• [STATED TASK] Only the lines from the beginning of the entries through the one with "string; value: string;" should be written out, please, exactly and without any pictures.

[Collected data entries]
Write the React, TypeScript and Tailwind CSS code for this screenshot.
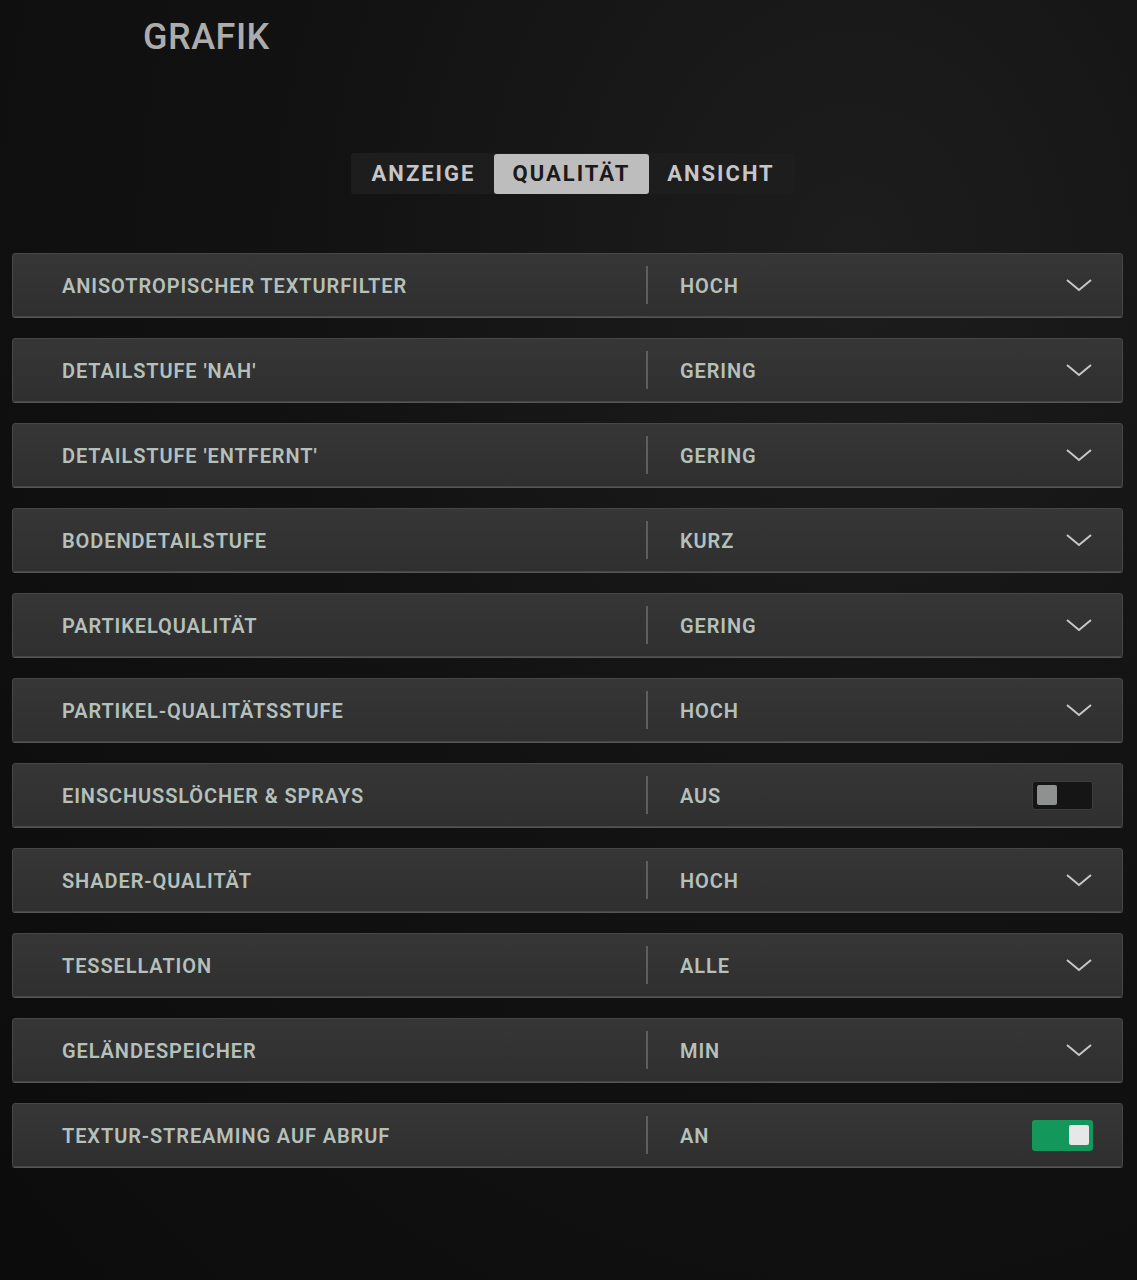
import React from 'react';

type Row = { label: string; value: string; kind: 'select' | 'off' | 'on' };

const rows: Row[] = [
  { label: 'ANISOTROPISCHER TEXTURFILTER', value: 'HOCH', kind: 'select' },
  { label: "DETAILSTUFE 'NAH'", value: 'GERING', kind: 'select' },
  { label: "DETAILSTUFE 'ENTFERNT'", value: 'GERING', kind: 'select' },
  { label: 'BODENDETAILSTUFE', value: 'KURZ', kind: 'select' },
  { label: 'PARTIKELQUALITÄT', value: 'GERING', kind: 'select' },
  { label: 'PARTIKEL-QUALITÄTSSTUFE', value: 'HOCH', kind: 'select' },
  { label: 'EINSCHUSSLÖCHER & SPRAYS', value: 'AUS', kind: 'off' },
  { label: 'SHADER-QUALITÄT', value: 'HOCH', kind: 'select' },
  { label: 'TESSELLATION', value: 'ALLE', kind: 'select' },
  { label: 'GELÄNDESPEICHER', value: 'MIN', kind: 'select' },
  { label: 'TEXTUR-STREAMING AUF ABRUF', value: 'AN', kind: 'on' },
];

const Chevron = () => (
  <svg width="28" height="16" viewBox="0 0 28 16" fill="none">
    <path d="M2 3 L14 13 L26 3" stroke="#c4c8c6" strokeWidth="2" />
  </svg>
);

const Toggle = ({ on }: { on: boolean }) =>
  on ? (
    <div className="w-[61px] h-[31px] rounded-[3px] bg-[#14975a] flex items-center justify-end pr-[4px]">
      <div className="w-[20px] h-[20px] rounded-[2px] bg-[#e6e8e7]" />
    </div>
  ) : (
    <div className="w-[61px] h-[29px] rounded-[3px] bg-[#151515] border border-[#3c3c3c] flex items-center pl-[4px]">
      <div className="w-[20px] h-[20px] rounded-[2px] bg-[#8d918f]" />
    </div>
  );

export default function App() {
  return (
    <div
      className="min-h-[1280px] w-full bg-[#0e0e0e] text-[#b9c2bd] bg-[radial-gradient(ellipse_at_75%_20%,#1d1d1d_0%,#121212_45%,#0c0c0c_100%)]"
      style={{ fontFamily: 'Roboto, "DejaVu Sans", sans-serif' }}
    >
      <div className="pl-[143px] pt-[13px]">
        <h1 className="text-[36px] leading-[48px] font-medium tracking-[0.5px] text-[#acacac]">GRAFIK</h1>
      </div>

      <div className="flex justify-center mt-[92px] pl-[9px]">
        <div className="flex items-center h-[41px] bg-[#1d1d1d] rounded-[2px] px-[2px]">
          <div className="w-[141px] text-center text-[22px] font-bold tracking-[2px] text-[#c6c6c6]">ANZEIGE</div>
          <div className="w-[155px] h-[40px] flex items-center justify-center rounded-[3px] bg-[#bdbdbd] text-[22px] font-bold tracking-[2px] text-[#1a1a1a]">QUALITÄT</div>
          <div className="w-[144px] text-center text-[22px] font-bold tracking-[2px] text-[#c6c6c6]">ANSICHT</div>
        </div>
      </div>

      <div className="mt-[59px] px-[12px] pr-[14px] flex flex-col gap-[21px]">
        {rows.map((r) => (
          <div
            key={r.label}
            className="h-[64px] flex items-center rounded-[3px] border border-[#474747] bg-[linear-gradient(#363636,#2f2f2f)] shadow-[0_1px_0_#555]"
          >
            <div className="w-[633px] pl-[49px] pt-[2px] text-[20px] font-semibold tracking-[0.9px] text-[#b6c0bb]">{r.label}</div>
            <div className="w-[2px] h-[38px] bg-[#5e5e5e]" />
            <div className="flex-1 pl-[32px] pt-[2px] text-[20px] font-semibold tracking-[0.9px] text-[#b6c0bb]">{r.value}</div>
            <div className="pr-[29px] flex items-center">
              {r.kind === 'select' ? <Chevron /> : <Toggle on={r.kind === 'on'} />}
            </div>
          </div>
        ))}
      </div>
    </div>
  );
}
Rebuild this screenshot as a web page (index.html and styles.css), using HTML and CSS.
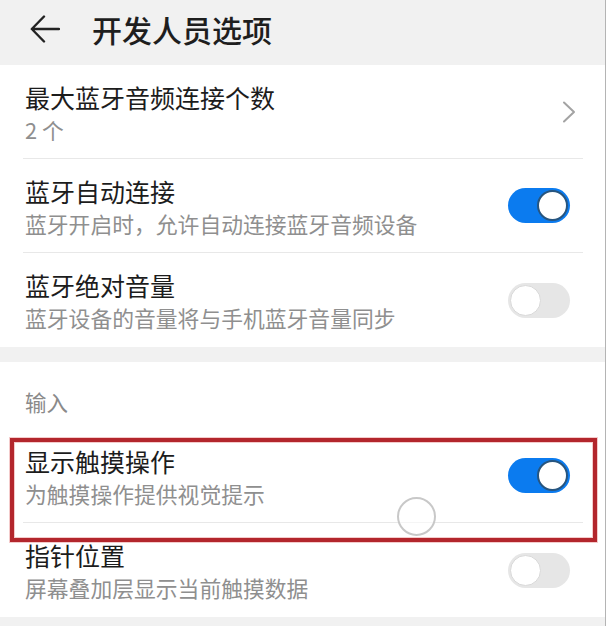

• [TASK ANSWER]
Write the React, TypeScript and Tailwind CSS code for this screenshot.
import React from 'react';

type Row = { label: string; value: string; kind: 'select' | 'off' | 'on' };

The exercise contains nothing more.